Every researcher reported that they benefited from the workshop. They extolled the informal and supportive atmosphere within which conversations were had. They especially appreciated the small-group sessions; with 52% of the respondents to the feedback form requesting for a longer time-slot in future, to enable deeper feedback conversations between researchers and session leaders. While some researchers appeared to enjoy the breadth of methods and projects discussed within their groups, others suggested that the sessions should be grouped according to research methods, with researchers of varying levels invited to present case studies on the design and execution of each method in a research project. They commented on the openness of conversations, breadth of topics and insightful guidance provided by the panellists in the Q&A session. Some researchers requested access to literature on the methodologies and methods discussed.

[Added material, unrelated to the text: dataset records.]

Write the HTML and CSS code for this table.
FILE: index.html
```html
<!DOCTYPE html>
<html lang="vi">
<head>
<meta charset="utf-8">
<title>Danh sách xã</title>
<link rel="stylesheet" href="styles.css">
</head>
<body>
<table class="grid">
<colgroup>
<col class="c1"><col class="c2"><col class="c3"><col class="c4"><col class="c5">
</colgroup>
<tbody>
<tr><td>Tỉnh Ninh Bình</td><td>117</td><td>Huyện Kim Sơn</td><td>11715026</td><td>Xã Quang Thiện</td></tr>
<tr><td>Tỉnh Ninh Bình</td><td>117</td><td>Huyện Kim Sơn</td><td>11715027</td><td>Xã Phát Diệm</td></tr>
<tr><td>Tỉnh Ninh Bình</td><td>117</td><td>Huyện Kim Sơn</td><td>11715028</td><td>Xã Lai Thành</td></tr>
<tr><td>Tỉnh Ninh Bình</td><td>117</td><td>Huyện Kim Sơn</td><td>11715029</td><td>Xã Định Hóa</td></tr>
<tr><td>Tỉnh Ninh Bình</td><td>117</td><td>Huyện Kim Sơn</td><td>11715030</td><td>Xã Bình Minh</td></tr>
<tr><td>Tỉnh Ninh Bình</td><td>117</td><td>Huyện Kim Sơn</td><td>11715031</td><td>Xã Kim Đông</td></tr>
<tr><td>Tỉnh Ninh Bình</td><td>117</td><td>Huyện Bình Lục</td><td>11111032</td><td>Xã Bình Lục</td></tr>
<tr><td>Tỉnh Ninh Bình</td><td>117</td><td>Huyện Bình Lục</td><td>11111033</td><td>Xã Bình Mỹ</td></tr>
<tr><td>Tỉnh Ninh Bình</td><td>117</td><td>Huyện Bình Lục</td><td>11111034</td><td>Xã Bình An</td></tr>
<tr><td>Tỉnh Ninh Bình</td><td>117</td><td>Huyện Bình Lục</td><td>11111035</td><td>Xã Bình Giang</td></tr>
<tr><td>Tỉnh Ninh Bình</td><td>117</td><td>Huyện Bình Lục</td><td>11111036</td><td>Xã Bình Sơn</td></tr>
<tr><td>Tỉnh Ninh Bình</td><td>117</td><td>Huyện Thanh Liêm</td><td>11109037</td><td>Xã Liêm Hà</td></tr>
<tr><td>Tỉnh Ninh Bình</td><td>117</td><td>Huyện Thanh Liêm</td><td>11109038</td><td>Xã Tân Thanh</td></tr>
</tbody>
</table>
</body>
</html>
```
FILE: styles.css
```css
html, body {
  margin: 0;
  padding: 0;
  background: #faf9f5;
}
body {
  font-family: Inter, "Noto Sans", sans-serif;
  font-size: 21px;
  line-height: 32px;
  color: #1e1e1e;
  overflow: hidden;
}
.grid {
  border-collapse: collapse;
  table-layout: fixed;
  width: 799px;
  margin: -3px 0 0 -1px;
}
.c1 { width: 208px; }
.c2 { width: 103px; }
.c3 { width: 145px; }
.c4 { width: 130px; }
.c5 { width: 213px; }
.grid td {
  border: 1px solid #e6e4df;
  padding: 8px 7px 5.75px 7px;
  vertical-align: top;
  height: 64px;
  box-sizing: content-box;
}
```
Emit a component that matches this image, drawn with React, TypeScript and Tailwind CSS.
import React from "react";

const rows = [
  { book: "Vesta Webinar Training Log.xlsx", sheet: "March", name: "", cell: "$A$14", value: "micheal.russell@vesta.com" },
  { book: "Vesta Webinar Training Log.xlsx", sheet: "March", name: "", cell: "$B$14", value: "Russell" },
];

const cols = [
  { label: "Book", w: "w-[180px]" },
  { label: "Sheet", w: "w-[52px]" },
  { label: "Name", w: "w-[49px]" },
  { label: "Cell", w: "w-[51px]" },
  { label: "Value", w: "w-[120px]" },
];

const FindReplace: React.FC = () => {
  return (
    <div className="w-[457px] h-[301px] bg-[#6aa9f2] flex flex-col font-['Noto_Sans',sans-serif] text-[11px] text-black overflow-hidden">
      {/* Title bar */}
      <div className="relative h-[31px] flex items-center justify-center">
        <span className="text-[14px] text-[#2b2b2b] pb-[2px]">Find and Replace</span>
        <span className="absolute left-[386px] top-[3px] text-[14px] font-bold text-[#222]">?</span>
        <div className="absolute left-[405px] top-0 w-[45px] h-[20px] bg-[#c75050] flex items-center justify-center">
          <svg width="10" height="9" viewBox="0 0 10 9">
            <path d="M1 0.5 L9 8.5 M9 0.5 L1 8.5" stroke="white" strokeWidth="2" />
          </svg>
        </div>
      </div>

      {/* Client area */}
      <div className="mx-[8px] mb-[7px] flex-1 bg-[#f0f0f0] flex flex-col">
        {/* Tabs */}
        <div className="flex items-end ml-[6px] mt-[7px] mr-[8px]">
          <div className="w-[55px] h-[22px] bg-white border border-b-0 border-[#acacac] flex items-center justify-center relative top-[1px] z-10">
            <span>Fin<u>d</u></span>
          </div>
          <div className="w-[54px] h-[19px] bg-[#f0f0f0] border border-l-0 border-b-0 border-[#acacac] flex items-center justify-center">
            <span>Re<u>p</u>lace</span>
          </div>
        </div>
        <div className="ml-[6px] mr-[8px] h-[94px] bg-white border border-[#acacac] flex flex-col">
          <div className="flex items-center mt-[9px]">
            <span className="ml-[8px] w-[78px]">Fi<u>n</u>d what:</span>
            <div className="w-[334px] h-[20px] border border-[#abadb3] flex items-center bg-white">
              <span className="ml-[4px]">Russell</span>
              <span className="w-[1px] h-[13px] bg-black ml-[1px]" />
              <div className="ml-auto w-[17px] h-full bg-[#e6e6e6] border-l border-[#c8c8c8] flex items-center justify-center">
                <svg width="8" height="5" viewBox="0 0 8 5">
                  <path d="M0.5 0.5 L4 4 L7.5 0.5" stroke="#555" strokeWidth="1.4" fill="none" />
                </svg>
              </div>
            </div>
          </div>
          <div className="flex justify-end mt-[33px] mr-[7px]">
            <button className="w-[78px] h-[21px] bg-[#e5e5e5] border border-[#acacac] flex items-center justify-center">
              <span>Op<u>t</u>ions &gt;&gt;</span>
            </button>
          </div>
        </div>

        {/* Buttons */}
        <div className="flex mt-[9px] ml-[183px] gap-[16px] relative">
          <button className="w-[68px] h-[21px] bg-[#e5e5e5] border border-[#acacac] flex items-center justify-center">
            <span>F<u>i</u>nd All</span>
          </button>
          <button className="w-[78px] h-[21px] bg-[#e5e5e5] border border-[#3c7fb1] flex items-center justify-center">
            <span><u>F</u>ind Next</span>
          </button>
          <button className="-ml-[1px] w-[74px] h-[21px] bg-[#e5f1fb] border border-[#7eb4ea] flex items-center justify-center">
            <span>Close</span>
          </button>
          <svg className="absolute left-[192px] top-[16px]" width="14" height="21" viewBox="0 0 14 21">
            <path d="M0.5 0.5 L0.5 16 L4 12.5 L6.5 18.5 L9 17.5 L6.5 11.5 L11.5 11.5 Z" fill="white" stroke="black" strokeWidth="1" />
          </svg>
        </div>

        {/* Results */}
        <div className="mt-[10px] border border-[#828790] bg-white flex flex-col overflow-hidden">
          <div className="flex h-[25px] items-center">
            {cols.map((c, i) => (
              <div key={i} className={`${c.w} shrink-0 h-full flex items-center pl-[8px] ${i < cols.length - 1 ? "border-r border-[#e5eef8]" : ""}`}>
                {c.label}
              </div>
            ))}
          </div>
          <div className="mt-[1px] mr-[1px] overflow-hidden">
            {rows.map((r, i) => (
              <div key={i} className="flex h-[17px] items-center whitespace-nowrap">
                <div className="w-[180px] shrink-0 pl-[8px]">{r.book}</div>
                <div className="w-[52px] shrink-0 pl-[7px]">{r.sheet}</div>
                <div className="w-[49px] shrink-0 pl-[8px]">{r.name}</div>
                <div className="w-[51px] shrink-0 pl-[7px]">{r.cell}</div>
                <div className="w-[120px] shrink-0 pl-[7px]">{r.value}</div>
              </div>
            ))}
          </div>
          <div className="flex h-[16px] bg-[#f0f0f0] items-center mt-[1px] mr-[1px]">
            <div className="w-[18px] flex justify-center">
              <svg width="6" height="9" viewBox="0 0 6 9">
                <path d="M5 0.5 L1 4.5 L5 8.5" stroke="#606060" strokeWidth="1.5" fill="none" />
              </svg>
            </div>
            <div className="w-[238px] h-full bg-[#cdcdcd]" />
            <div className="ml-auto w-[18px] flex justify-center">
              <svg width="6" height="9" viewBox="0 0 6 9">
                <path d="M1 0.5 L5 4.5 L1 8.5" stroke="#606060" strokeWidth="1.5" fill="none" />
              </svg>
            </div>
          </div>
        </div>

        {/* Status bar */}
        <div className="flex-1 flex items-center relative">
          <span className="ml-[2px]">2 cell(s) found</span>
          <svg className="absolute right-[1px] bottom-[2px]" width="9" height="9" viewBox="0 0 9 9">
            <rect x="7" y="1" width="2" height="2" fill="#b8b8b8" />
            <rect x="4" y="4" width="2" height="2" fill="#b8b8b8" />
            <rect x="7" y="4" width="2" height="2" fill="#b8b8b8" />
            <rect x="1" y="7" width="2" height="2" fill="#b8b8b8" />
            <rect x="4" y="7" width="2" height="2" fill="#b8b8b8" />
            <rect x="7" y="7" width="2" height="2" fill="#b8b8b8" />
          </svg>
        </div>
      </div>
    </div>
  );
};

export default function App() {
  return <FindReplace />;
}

Likewise, the panel charged CLRNN to create and disseminate bibliographies to assist researchers, as they educate themselves on the use of methodologies and methods in research.
CLRNN welcomes the feedback and notes that these align closely with its vision and objectives. It will roll out the bibliographies and case studies through its resource tab which hosts its blog, the CLRNNStreams, as well as its audio interviews through its podcast, CLRNNCast. CLRNN also commits to improving future methodology workshops by expanding the allocated time and content. We look forward to collaboratively developing research skills amongst our members.